The IMF says an attack on Iran by the US and Israel could further slow down global (and Uganda’s) recovery as it would lead to a new spike in oil prices.
The prospect of war between the two Sudans, and in eastern DR Congo, is also a risk Uganda must take account of. The defence budget for the next financial year is expected to be raised on account of these threats.
Optimists argue, however, that the prospect of oil production by 2016 should ensure inflow of foreign direct investment. But Dr. Fred Muhumuza, an economist at EPRC and a senior presidential advisor on the economy, argues that this may no longer be a sure deal as some investors who target Uganda’s oil sector don’t necessarily have to be based in Uganda.
It is unlikely that Kiwanuka will divert much from government’s usual script, but she faces a delicate balancing act. She must present a budget that raises among Ugandans a sense of hope and optimism for recovery without ignoring the above realities.
Increasing taxes is politically dangerous and economists argue it would hurt production, so perhaps she should avoid it. But she will inevitably raise salaries for civil servants by probably a higher margin than usual, at least to avoid strikes. And whereas at best very few will have benefitted from the Youth Fund she proposed last year by the time she presents this year’s budget, she is expected to still provide more funding and suggest measures to make it more effective.

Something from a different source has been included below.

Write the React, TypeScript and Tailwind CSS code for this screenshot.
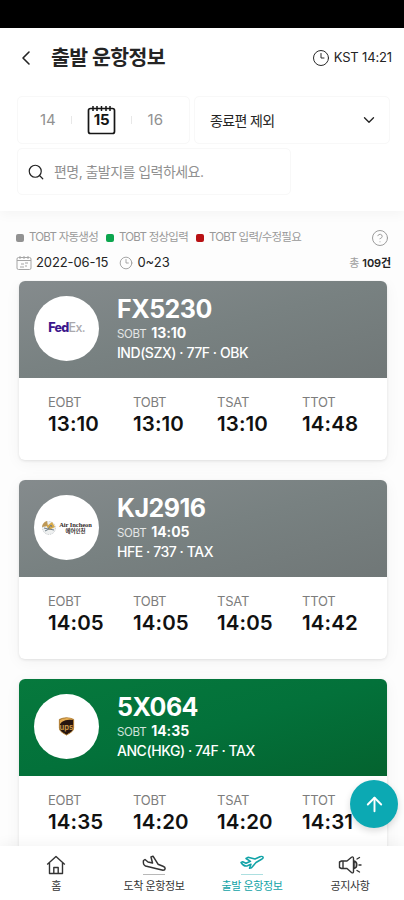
import { ArrowUp, ChevronDown, ChevronLeft, CircleHelp, Clock3, Search } from "lucide-react";
import type { ReactNode } from "react";

type Flight = {
  code: string;
  sobt: string;
  route: string;
  logo: ReactNode;
  header: string;
  times: [string, string][];
};

function FedExLogo() {
  return (
    <span className="text-[12.5px] font-extrabold tracking-[-0.7px] text-[#3d168c]">
      Fed<span className="font-medium text-[#aaa8ad]">Ex.</span>
    </span>
  );
}

function AirIncheonLogo() {
  return (
    <div className="flex items-center gap-[2px]">
      <svg width="16" height="16" viewBox="0 0 16 16" fill="none">
        <circle cx="8" cy="8" r="6.5" fill="#eef0f0" stroke="#c3c7ca" strokeWidth=".8" strokeDasharray="1.5 1" />
        <path d="M1 7a7 7 0 0 1 5-6l1 5-6 1Z" fill="#bd9856" />
        <path d="m6 6 5-4 3 5-6 3-2-3Z" fill="#d8aa49" />
        <path d="m3 8 4 1 3-4 1 2M4 11l4-2 5 1" stroke="#71808b" />
      </svg>
      <div className="flex flex-col items-center text-[#332b2b]">
        <span className="font-['Liberation_Serif',serif] text-[6.5px] leading-[6px] font-bold tracking-[-0.05px] whitespace-nowrap">Air Incheon</span>
        <span className="text-[5.5px] leading-[6px] font-bold">에어인천</span>
      </div>
    </div>
  );
}

function UpsLogo() {
  return (
    <svg width="17" height="19" viewBox="0 0 17 20">
      <path d="M1 2.5Q8.5-.8 16 2.5v8.8c0 4-4 5.5-7.5 7.7C5 16.8 1 15.3 1 11.3Z" fill="#27150f" stroke="#b98330" />
      <path d="M1.5 8C4 3 10 3 15.5 3v-.4Q8.5-.4 1.5 2.8Z" fill="#e6ad51" />
      <text x="8.3" y="13.5" textAnchor="middle" fill="#c99547" fontFamily="Inter, sans-serif" fontSize="8" fontWeight="700">ups</text>
    </svg>
  );
}

const flights: Flight[] = [
  {
    code: "FX5230",
    sobt: "13:10",
    route: "IND(SZX) · 77F · OBK",
    logo: <FedExLogo />,
    header: "from-[#858b8d] via-[#788181] to-[#707777]",
    times: [["EOBT", "13:10"], ["TOBT", "13:10"], ["TSAT", "13:10"], ["TTOT", "14:48"]],
  },
  {
    code: "KJ2916",
    sobt: "14:05",
    route: "HFE · 737 · TAX",
    logo: <AirIncheonLogo />,
    header: "from-[#858b8d] via-[#788181] to-[#707777]",
    times: [["EOBT", "14:05"], ["TOBT", "14:05"], ["TSAT", "14:05"], ["TTOT", "14:42"]],
  },
  {
    code: "5X064",
    sobt: "14:35",
    route: "ANC(HKG) · 74F · TAX",
    logo: <UpsLogo />,
    header: "from-[#06793d] via-[#03713a] to-[#04632f]",
    times: [["EOBT", "14:35"], ["TOBT", "14:20"], ["TSAT", "14:20"], ["TTOT", "14:31"]],
  },
];

function FlightCard({ flight }: { flight: Flight }) {
  return (
    <article className="h-[179px] w-[368px] shrink-0 overflow-hidden rounded-[6px] bg-white shadow-[0_1px_3px_#00000018,0_3px_16px_#0000000c]">
      <div className={`flex h-[97px] bg-linear-to-br pl-[15px] ${flight.header}`}>
        <div className="mt-[15px] flex size-[65px] shrink-0 items-center justify-center rounded-full bg-white">
          {flight.logo}
        </div>
        <div className="ml-[18px] pt-[14px] text-white">
          <h2 className="text-[25px] leading-[29px] font-bold tracking-[-0.5px]">{flight.code}</h2>
          <p className="mt-[1px] text-[11.5px] leading-[16px] tracking-[-0.3px] text-white/80">
            SOBT <span className="ml-[2px] text-[14px] font-bold tracking-[-0.05px] text-white">{flight.sobt}</span>
          </p>
          <p className="mt-[1px] text-[14px] leading-[20px] font-medium tracking-[-0.45px]">{flight.route}</p>
        </div>
      </div>
      <div className="grid grid-cols-[85px_84px_85px_85px] pt-[15px] pl-[29px]">
        {flight.times.map(([label, time]) => (
          <div key={label}>
            <p className="text-[13px] leading-[18px] tracking-[-0.2px] text-[#7d7d7d]">{label}</p>
            <p className="text-[20.5px] leading-[25px] font-semibold tracking-[0.1px] text-[#111]">{time}</p>
          </div>
        ))}
      </div>
    </article>
  );
}

function Legend({ color, children }: { color: string; children: ReactNode }) {
  return (
    <span className="flex items-center gap-[5px]">
      <i className={`size-[8px] rounded-[2px] ${color}`} />
      {children}
    </span>
  );
}

function DateIcon() {
  return (
    <svg width="16" height="16" viewBox="0 0 16 16" fill="none" stroke="#a5a5a5">
      <rect x="1" y="2.5" width="14" height="12" rx="1.5" />
      <path d="M1 5.5h14M4 1v3M8 1v3M12 1v3M5 9h3M9 8h3M4 12h4M9 11h2" />
    </svg>
  );
}

function HomeIcon() {
  return (
    <svg width="20" height="20" viewBox="0 0 20 20" fill="none" stroke="currentColor" strokeWidth="1.4" strokeLinejoin="round">
      <path d="M1.2 9.5 10 1.5l8.8 8M3.5 8v10.500h13V8M7.800 18.500v-6h4.400v6" />
    </svg>
  );
}

function PlaneIcon({ landing = false }: { landing?: boolean }) {
  return (
    <svg width="26" height="22" viewBox="0 0 26 22" fill="none" stroke="currentColor" strokeWidth="1.5" strokeLinejoin="round">
      {landing ? (
        <path d="m2.500 6.500 1.500-1 3 2.500 4.500 1-1.500-6 2-.8 5 8 5 2c3.200 1.200 2.500 4 0 4L4.500 12C2.500 11 2 9 2.500 6.500Z" />
      ) : (
        <path d="m2 8.500 1.700-.7 3.300 1.500 4.500-2L7 4.500 9 3.300l7 1.700 5-2.300c3-1 4.200.8 2 2.300l-6 3.500-4.500 5.200-2 .6 1.500-4-3.500 1.500c-2.500 1-4.500-.3-6.500-3.300Z" />
      )}
      <path d="M2 20.500h22" strokeWidth="1" opacity=".35" />
    </svg>
  );
}

function MegaphoneIcon() {
  return (
    <svg width="24" height="20" viewBox="0 0 24 20" fill="none" stroke="currentColor" strokeWidth="1.4" strokeLinecap="round" strokeLinejoin="round">
      <path d="M15.500 3.500v13c0 1.500-1 1.700-2 1L9 13.500H3.500l-2-1V7l2-1H9l4.500-3.700c1-.8 2-.4 2 1.200Z" />
      <path d="M5 6.500v6.500M16 6c3.800 1 3.800 6.500 0 7.500V6Z" fill="#bdbdbd" />
      <path d="m19 4 2.500-1.500M21 10h2M19 15.500l2.500 1.500" />
    </svg>
  );
}

const tabs = [
  { name: "홈", icon: <HomeIcon /> },
  { name: "도착 운항정보", icon: <PlaneIcon landing /> },
  { name: "출발 운항정보", icon: <PlaneIcon />, active: true },
  { name: "공지사항", icon: <MegaphoneIcon /> },
];

export default function App() {
  return (
    <div className="relative flex h-[900px] w-[404px] flex-col overflow-hidden bg-[#fdfdfd] font-[Inter,'Noto_Sans_CJK_KR',sans-serif] text-[#242424]">
      <div className="h-[28px] shrink-0 bg-black" />
      <section className="h-[183px] shrink-0 bg-white shadow-[0_3px_12px_#0000000a]">
        <header className="flex h-[60px] items-center pr-[12px] pl-[14px]">
          <ChevronLeft size={24} strokeWidth={1.6} />
          <h1 className="ml-[13px] text-[20.5px] font-bold tracking-[-0.55px] whitespace-nowrap">출발 운항정보</h1>
          <div className="ml-auto flex items-center gap-[4px] text-[13px] tracking-[-0.15px]">
            <Clock3 size={18} strokeWidth={1.3} />
            KST 14:21
          </div>
        </header>
        <div className="mt-[8px] flex gap-[4px] pl-[17px]">
          <div className="flex h-[48px] w-[173px] items-center justify-between rounded-[5px] border border-[#f8f8f8] pr-[26px] pl-[22px] text-[15px] text-[#919191]">
            <span>14</span>
            <span className="h-[8px] w-px bg-[#e8e8e8]" />
            <div className="relative flex h-[30px] w-[29px] items-center justify-center text-[#161616]">
              <svg className="absolute inset-0" width="29" height="30" viewBox="0 0 29 30" fill="none" stroke="currentColor">
                <rect x="1.5" y="3.5" width="26" height="25" rx="2" strokeWidth="1.7" />
                <path d="M6 1v5M10 1v5M14.5 1v5M19 1v5M23 1v5" strokeWidth="1.5" />
              </svg>
              <span className="relative text-[15px] font-bold">15</span>
            </div>
            <span className="h-[8px] w-px bg-[#e8e8e8]" />
            <span>16</span>
          </div>
          <div className="flex h-[48px] w-[196px] items-center justify-between rounded-[5px] border border-[#f8f8f8] pr-[11px] pl-[15px] text-[14px] tracking-[-0.65px]">
            <span>종료편 제외</span>
            <ChevronDown size={18} strokeWidth={1.8} />
          </div>
        </div>
        <div className="mt-[4px] ml-[17px] flex h-[47px] w-[274px] items-center gap-[9px] rounded-[5px] border border-[#f8f8f8] pl-[9px] text-[14px] tracking-[-0.55px] text-[#909090]">
          <Search size={18} strokeWidth={1.6} className="text-[#222]" />
          <span>편명, 출발지를 입력하세요.</span>
        </div>
      </section>

      <div className="flex h-[69px] shrink-0 flex-col pt-[17px] pr-[13px] pl-[16px]">
        <div className="flex h-[20px] items-center gap-[8px] text-[11.5px] tracking-[-0.75px] whitespace-nowrap text-[#999]">
          <Legend color="bg-[#929292]">TOBT 자동생성</Legend>
          <Legend color="bg-[#0ca64e]">TOBT 정상입력</Legend>
          <Legend color="bg-[#b81114]">TOBT 입력/수정필요</Legend>
          <CircleHelp size={18} strokeWidth={1.3} className="mr-[2px] ml-auto" />
        </div>
        <div className="mt-[5px] flex h-[20px] items-center text-[13px]">
          <DateIcon />
          <span className="ml-[4px] tracking-[-0.1px]">2022-06-15</span>
          <Clock3 size={14} strokeWidth={1.5} className="ml-[11px] text-[#999]" />
          <span className="ml-[4px]">0~23</span>
          <span className="ml-auto text-[11px] tracking-[-0.1px] text-[#a0a0a0]">총 <b className="font-semibold text-[#222]">109건</b></span>
        </div>
      </div>

      <main className="flex min-h-0 flex-1 flex-col gap-[20px] overflow-hidden pt-px pl-[19px]">
        {flights.map((flight) => <FlightCard key={flight.code} flight={flight} />)}
      </main>

      <nav className="z-10 grid h-[54px] shrink-0 grid-cols-4 bg-white pr-[5px] pl-[7px] shadow-[0_-3px_12px_#0000000b]">
        {tabs.map((tab) => (
          <div key={tab.name} className={`flex flex-col items-center pt-[7px] ${tab.active ? "text-[#11a3a7]" : "text-[#333]"}`}>
            <div className="flex h-[23px] items-center">{tab.icon}</div>
            <span className="mt-[2px] text-[11px] leading-[16px] tracking-[-0.4px]">{tab.name}</span>
          </div>
        ))}
      </nav>
      <button aria-label="맨 위로" className="absolute right-[6px] bottom-[72px] flex size-[48px] items-center justify-center rounded-full bg-[#0ca9b3] text-white shadow-[0_3px_7px_#00000024]">
        <ArrowUp size={23} strokeWidth={2} />
      </button>
    </div>
  );
}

But while at it, she will at least need to tell Ugandans that some longstanding problems, one of which is budget absorption, are being solved. Ugandans don’t want to hear that while they starve, the government departments are sitting on money they can’t spend.
A Ministry of Finance study on absorptive capacity in August 2011 found that particularly at the local government level, money goes unspent because availability of and access to budgetary provisions is unpredictable, releases are delayed, planning is poor, procurements are delayed and the process is corrupt.